About 4700 families with only "moderate" or "low" housing needs will be bumped off the waiting list for state houses if the National Party wins this year's election.
Housing Minister Phil Heatley says Housing NZ will stop accepting applicants with low or moderate needs on its waiting list from next Friday and the policy will extend next year to people already on the list if National wins the election.
All new state house tenants will also go on to three-year reviewable tenancies from July 1 and that policy will also apply to existing tenants if National is re-elected.
He told the Weekend Herald that the new social housing unit, due to start in the Department of Building and Housing on July 1, would be asked to propose a new system of subsidising housing costs to replace the current income-related rents for state houses and accommodation supplement for the private sector within the next six to 12 months.
A job description for the unit's director says the unit will also "seek expressions of interest for potential providers" of social housing from community groups in its first year.
The Government has endorsed an advisory group proposal to transfer some state houses and undeveloped land to groups such as the Salvation Army and IHC, but Mr Heatley said he had not endorsed the group's target of transferring 20 per cent of the existing 69,000 state houses within five years.
He ruled out "giving them away cheaply" because he wanted Housing NZ to use the proceeds from the sales to build and buy more state housing in high-need areas such as Auckland.
"If we have 70,000 state houses today, we don't want to divest in the social housing sector to 50,000 state houses and 20,000 in community housing. We want 90,000," he said.
Housing NZ will have to focus solely on people with high housing needs but community groups may pick up some of those with only moderate needs, who are defined as being "unlikely to be able to access or afford suitable, adequate and sustainable housing" without help.
There were 2500 households with moderate need and 2200 with low need on Housing NZ's waiting list last month. More than half (2700) were in Auckland.
Community Housing Aotearoa chairman Alan Johnson said most of those with low and moderate needs could not get into state houses anyway because there were so many high-need applicants ahead of them in areas such as Auckland.
But Labour shadow housing minister Moana Mackey, a Gisborne-based list MP, said people with moderate needs still sometimes got into state houses in her area, so refusing them state houses would create vacant houses that would be sold.

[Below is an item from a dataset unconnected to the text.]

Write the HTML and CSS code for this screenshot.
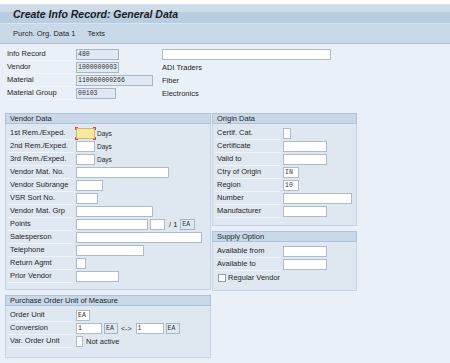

"That really worries me. We need to be building our social housing, not selling it off," she said.
"In the area where I live there is just such a shortage of rental housing that Housing NZ is the major provider. They may well lose people in category C [moderate need], but those are the people who are poor. Where are they going to go?"
Mr Heatley said some iwi groups wanted to take over managing state houses rather than buying them, but the Government wanted to sell them.
"What we are trying to do is increase the number of houses. The idea of passing over state houses or land or cash [to community providers] is that those housing providers would equal it, so it would generate an increase," he said.
Mr Johnson said community providers applauded the plan in principle but warned that they had limited ability to "leverage" state house transfers to build more social housing as Mr Heatley hoped, unless they got the same kind of subsidies as Housing NZ's income-related rents.
"We still believe that Government support of 60 per cent of the cost of a house will be required for us to be viable," he said. "There are no magic bullets here."
Housing changes
4700
families with only "moderate" or "low" housing needs will be bumped off the waiting list
3
year reviewable tenancies for all state house tenants
20,000
state houses and other land may be sold to community groups.